§ **What you are asked to do**
Copy the listing below in full and skip every picture.

§ **Data segment**

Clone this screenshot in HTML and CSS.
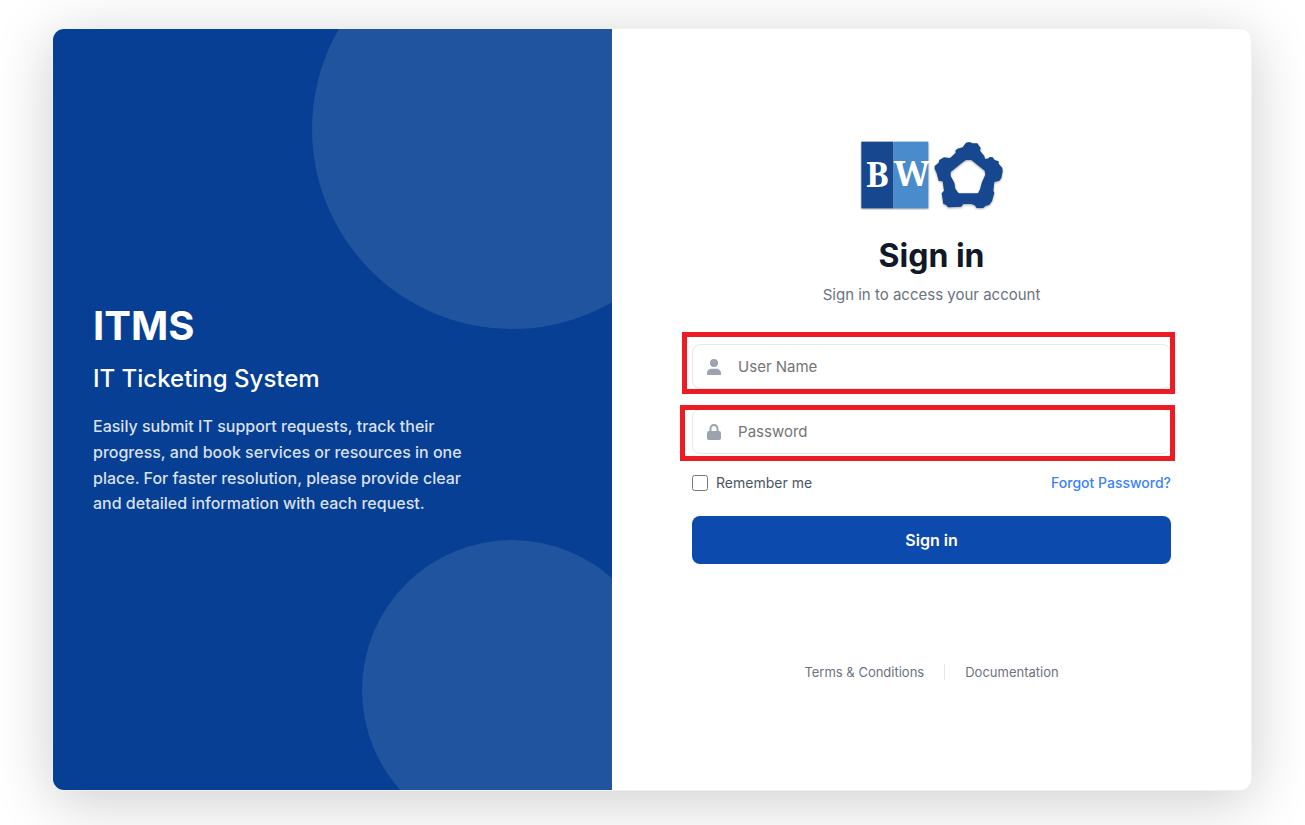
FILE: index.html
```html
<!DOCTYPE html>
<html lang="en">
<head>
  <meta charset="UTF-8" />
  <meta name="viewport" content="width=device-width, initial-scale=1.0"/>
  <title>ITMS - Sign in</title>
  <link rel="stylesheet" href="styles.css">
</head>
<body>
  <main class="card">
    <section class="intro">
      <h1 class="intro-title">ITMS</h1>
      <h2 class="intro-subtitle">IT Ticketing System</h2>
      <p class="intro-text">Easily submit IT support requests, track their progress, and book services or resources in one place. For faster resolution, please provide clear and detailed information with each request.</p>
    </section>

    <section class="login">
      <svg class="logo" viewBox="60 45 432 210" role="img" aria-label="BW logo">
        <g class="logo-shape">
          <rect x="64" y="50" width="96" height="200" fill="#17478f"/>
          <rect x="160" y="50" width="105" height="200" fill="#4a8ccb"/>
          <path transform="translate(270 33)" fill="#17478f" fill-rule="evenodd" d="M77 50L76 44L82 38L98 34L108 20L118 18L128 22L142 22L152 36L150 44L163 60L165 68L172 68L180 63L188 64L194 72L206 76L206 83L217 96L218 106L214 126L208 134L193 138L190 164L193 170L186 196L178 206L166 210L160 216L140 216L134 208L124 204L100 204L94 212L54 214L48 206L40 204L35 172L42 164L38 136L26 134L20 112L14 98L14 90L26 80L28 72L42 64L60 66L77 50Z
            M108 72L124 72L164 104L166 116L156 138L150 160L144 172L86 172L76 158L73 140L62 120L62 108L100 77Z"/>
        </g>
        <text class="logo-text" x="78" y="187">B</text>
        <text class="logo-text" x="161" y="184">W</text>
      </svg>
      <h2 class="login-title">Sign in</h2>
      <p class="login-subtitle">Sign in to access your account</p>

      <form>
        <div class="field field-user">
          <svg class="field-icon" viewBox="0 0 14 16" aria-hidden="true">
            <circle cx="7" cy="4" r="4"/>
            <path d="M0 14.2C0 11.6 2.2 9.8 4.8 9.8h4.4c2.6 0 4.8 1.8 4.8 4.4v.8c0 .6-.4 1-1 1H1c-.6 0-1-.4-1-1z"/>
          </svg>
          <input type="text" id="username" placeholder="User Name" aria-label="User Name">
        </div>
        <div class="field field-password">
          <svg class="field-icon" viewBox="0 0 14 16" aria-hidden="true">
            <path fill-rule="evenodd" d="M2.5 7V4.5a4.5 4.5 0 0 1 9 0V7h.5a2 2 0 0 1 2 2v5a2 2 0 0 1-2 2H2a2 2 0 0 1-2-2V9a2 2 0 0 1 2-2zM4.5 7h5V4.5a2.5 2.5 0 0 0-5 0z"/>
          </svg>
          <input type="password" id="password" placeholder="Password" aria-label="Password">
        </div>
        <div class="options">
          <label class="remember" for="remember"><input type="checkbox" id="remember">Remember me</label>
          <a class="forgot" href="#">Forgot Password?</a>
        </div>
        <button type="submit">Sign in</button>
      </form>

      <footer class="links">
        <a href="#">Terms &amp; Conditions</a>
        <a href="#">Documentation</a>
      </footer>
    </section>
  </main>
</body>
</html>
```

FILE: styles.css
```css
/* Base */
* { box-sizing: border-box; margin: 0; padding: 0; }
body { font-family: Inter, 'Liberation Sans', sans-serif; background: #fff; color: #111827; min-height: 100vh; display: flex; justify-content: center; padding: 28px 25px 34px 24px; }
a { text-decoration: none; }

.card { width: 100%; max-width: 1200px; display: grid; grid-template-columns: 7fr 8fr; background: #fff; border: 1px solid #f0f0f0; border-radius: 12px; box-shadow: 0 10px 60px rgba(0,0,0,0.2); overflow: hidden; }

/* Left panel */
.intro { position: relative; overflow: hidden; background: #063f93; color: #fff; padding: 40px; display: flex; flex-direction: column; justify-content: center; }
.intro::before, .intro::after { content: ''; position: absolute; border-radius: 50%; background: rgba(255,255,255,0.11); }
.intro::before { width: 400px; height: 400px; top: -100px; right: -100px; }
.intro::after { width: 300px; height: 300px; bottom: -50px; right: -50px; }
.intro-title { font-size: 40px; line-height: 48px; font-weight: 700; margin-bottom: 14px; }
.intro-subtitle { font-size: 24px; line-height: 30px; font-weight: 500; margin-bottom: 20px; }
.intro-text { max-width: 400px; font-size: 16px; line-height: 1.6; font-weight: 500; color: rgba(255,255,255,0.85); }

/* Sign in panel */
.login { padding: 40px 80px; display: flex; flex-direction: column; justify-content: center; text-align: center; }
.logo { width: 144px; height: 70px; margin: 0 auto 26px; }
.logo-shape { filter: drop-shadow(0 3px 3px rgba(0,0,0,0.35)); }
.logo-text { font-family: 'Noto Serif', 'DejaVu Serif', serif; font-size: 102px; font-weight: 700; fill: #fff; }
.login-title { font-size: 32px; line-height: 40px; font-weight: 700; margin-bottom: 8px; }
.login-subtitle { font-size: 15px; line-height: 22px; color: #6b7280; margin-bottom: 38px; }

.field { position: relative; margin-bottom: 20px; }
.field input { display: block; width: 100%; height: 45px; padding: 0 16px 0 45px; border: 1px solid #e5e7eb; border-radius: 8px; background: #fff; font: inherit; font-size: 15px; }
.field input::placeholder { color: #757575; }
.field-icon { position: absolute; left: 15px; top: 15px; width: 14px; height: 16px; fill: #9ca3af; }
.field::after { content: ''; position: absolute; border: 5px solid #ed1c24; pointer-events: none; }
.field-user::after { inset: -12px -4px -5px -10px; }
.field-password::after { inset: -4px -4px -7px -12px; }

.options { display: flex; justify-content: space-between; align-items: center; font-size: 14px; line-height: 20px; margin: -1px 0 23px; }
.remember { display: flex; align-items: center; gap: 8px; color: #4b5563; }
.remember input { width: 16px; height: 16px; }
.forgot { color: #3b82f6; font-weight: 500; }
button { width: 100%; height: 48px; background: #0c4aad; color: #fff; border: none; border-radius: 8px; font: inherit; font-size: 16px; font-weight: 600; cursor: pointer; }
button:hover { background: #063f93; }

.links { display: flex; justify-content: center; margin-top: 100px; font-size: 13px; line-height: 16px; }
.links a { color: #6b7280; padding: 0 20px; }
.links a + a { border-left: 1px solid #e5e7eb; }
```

§ **Written answer**
Clone this screenshot in HTML and CSS.
FILE: index.html
```html
<!DOCTYPE html>
<html lang="en">
<head>
  <meta charset="UTF-8" />
  <meta name="viewport" content="width=device-width, initial-scale=1.0"/>
  <title>ITMS - Sign in</title>
  <link rel="stylesheet" href="styles.css">
</head>
<body>
  <main class="card">
    <section class="intro">
      <h1 class="intro-title">ITMS</h1>
      <h2 class="intro-subtitle">IT Ticketing System</h2>
      <p class="intro-text">Easily submit IT support requests, track their progress, and book services or resources in one place. For faster resolution, please provide clear and detailed information with each request.</p>
    </section>

    <section class="login">
      <svg class="logo" viewBox="60 45 432 210" role="img" aria-label="BW logo">
        <g class="logo-shape">
          <rect x="64" y="50" width="96" height="200" fill="#17478f"/>
          <rect x="160" y="50" width="105" height="200" fill="#4a8ccb"/>
          <path transform="translate(270 33)" fill="#17478f" fill-rule="evenodd" d="M77 50L76 44L82 38L98 34L108 20L118 18L128 22L142 22L152 36L150 44L163 60L165 68L172 68L180 63L188 64L194 72L206 76L206 83L217 96L218 106L214 126L208 134L193 138L190 164L193 170L186 196L178 206L166 210L160 216L140 216L134 208L124 204L100 204L94 212L54 214L48 206L40 204L35 172L42 164L38 136L26 134L20 112L14 98L14 90L26 80L28 72L42 64L60 66L77 50Z
            M108 72L124 72L164 104L166 116L156 138L150 160L144 172L86 172L76 158L73 140L62 120L62 108L100 77Z"/>
        </g>
        <text class="logo-text" x="78" y="187">B</text>
        <text class="logo-text" x="161" y="184">W</text>
      </svg>
      <h2 class="login-title">Sign in</h2>
      <p class="login-subtitle">Sign in to access your account</p>

      <form>
        <div class="field field-user">
          <svg class="field-icon" viewBox="0 0 14 16" aria-hidden="true">
            <circle cx="7" cy="4" r="4"/>
            <path d="M0 14.2C0 11.6 2.2 9.8 4.8 9.8h4.4c2.6 0 4.8 1.8 4.8 4.4v.8c0 .6-.4 1-1 1H1c-.6 0-1-.4-1-1z"/>
          </svg>
          <input type="text" id="username" placeholder="User Name" aria-label="User Name">
        </div>
        <div class="field field-password">
          <svg class="field-icon" viewBox="0 0 14 16" aria-hidden="true">
            <path fill-rule="evenodd" d="M2.5 7V4.5a4.5 4.5 0 0 1 9 0V7h.5a2 2 0 0 1 2 2v5a2 2 0 0 1-2 2H2a2 2 0 0 1-2-2V9a2 2 0 0 1 2-2zM4.5 7h5V4.5a2.5 2.5 0 0 0-5 0z"/>
          </svg>
          <input type="password" id="password" placeholder="Password" aria-label="Password">
        </div>
        <div class="options">
          <label class="remember" for="remember"><input type="checkbox" id="remember">Remember me</label>
          <a class="forgot" href="#">Forgot Password?</a>
        </div>
        <button type="submit">Sign in</button>
      </form>

      <footer class="links">
        <a href="#">Terms &amp; Conditions</a>
        <a href="#">Documentation</a>
      </footer>
    </section>
  </main>
</body>
</html>
```

FILE: styles.css
```css
/* Base */
* { box-sizing: border-box; margin: 0; padding: 0; }
body { font-family: Inter, 'Liberation Sans', sans-serif; background: #fff; color: #111827; min-height: 100vh; display: flex; justify-content: center; padding: 28px 25px 34px 24px; }
a { text-decoration: none; }

.card { width: 100%; max-width: 1200px; display: grid; grid-template-columns: 7fr 8fr; background: #fff; border: 1px solid #f0f0f0; border-radius: 12px; box-shadow: 0 10px 60px rgba(0,0,0,0.2); overflow: hidden; }

/* Left panel */
.intro { position: relative; overflow: hidden; background: #063f93; color: #fff; padding: 40px; display: flex; flex-direction: column; justify-content: center; }
.intro::before, .intro::after { content: ''; position: absolute; border-radius: 50%; background: rgba(255,255,255,0.11); }
.intro::before { width: 400px; height: 400px; top: -100px; right: -100px; }
.intro::after { width: 300px; height: 300px; bottom: -50px; right: -50px; }
.intro-title { font-size: 40px; line-height: 48px; font-weight: 700; margin-bottom: 14px; }
.intro-subtitle { font-size: 24px; line-height: 30px; font-weight: 500; margin-bottom: 20px; }
.intro-text { max-width: 400px; font-size: 16px; line-height: 1.6; font-weight: 500; color: rgba(255,255,255,0.85); }

/* Sign in panel */
.login { padding: 40px 80px; display: flex; flex-direction: column; justify-content: center; text-align: center; }
.logo { width: 144px; height: 70px; margin: 0 auto 26px; }
.logo-shape { filter: drop-shadow(0 3px 3px rgba(0,0,0,0.35)); }
.logo-text { font-family: 'Noto Serif', 'DejaVu Serif', serif; font-size: 102px; font-weight: 700; fill: #fff; }
.login-title { font-size: 32px; line-height: 40px; font-weight: 700; margin-bottom: 8px; }
.login-subtitle { font-size: 15px; line-height: 22px; color: #6b7280; margin-bottom: 38px; }

.field { position: relative; margin-bottom: 20px; }
.field input { display: block; width: 100%; height: 45px; padding: 0 16px 0 45px; border: 1px solid #e5e7eb; border-radius: 8px; background: #fff; font: inherit; font-size: 15px; }
.field input::placeholder { color: #757575; }
.field-icon { position: absolute; left: 15px; top: 15px; width: 14px; height: 16px; fill: #9ca3af; }
.field::after { content: ''; position: absolute; border: 5px solid #ed1c24; pointer-events: none; }
.field-user::after { inset: -12px -4px -5px -10px; }
.field-password::after { inset: -4px -4px -7px -12px; }

.options { display: flex; justify-content: space-between; align-items: center; font-size: 14px; line-height: 20px; margin: -1px 0 23px; }
.remember { display: flex; align-items: center; gap: 8px; color: #4b5563; }
.remember input { width: 16px; height: 16px; }
.forgot { color: #3b82f6; font-weight: 500; }
button { width: 100%; height: 48px; background: #0c4aad; color: #fff; border: none; border-radius: 8px; font: inherit; font-size: 16px; font-weight: 600; cursor: pointer; }
button:hover { background: #063f93; }

.links { display: flex; justify-content: center; margin-top: 100px; font-size: 13px; line-height: 16px; }
.links a { color: #6b7280; padding: 0 20px; }
.links a + a { border-left: 1px solid #e5e7eb; }
```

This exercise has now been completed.